Still, those costs are far outweighed by the benefits of Telecom splitting its business, letting the new retail arm shed its regulatory burdens and providing Chorus with a $929 million injection to build the majority of a nationwide broadband network.

Independent adviser Grant Samuel said the value of cooperating with the government and carving up the business was some $500 million, or 28 cents per share, in its report on the demerger.

“The difference can be attributed primarily to the investment from the Crown (effectively a form of subsidisation due to the Crown Fibre Holdings (CFH) debt being non-interest bearing, and the CFH equity securities being non-dividend bearing for a defined period) and the benefits from not competing with a second high speed network,” the report said.

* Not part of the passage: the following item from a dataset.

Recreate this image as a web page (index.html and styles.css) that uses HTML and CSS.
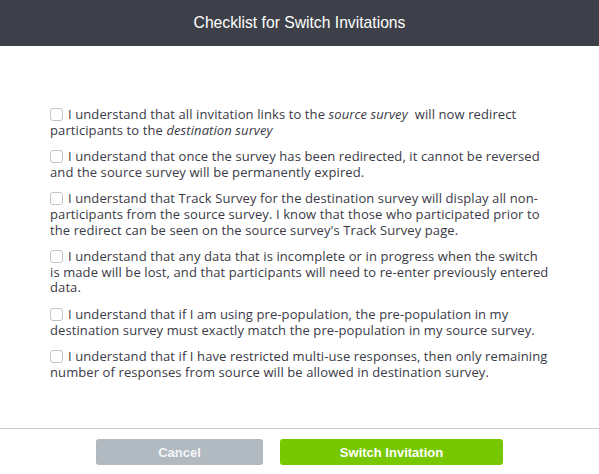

If Telecom decided to compete with a government-backed rival, it would have a “destructive outcome” for both companies, ultimately eroding the value of the two competing fixed-line networks.

Chief executive Paul Reynolds, who unveiled his $5.2 million pay packet on Friday during the Rugby World Cup fanfare, told analysts shedding the regulatory burden is a “big benefit,” and competing against a government funded rival wasn’t in the long-term interests of shareholders.

Shareholders will vote on whether to split the company at next month’s annual meeting, and Telecom aims to split the company from Nov. 30. Once the demerger is complete, eligible shareholders will get one Chorus share for every five Telecom shares.

The phone company won the lion’s share of the government’s broadband rollout after proposing structural separation in a bid to shed the heavy regulatory burden of operating a copper-line network monopoly, and win tax-payer funding to build a nationwide fibre network.

That bid was successful, and Chorus won $929 million of the $1.35 billion on offer from the government to roll-out an ultra-fast broadband network. Chorus expects it will have to spend $470 million and $670 million of its own money over the next eight years on construction.

Once the split is complete, New Telecom will be the bigger of the two companies, with adjusted pro-forma earnings before interest, tax, depreciation and amortisation of $1.125 billion on $5.1 billion of sales in the 12 months ended June 30, while Chorus made $676 million on $1.1 billion of revenue.

The shares rose 0.6% to $2.48, and have gained 16% this year.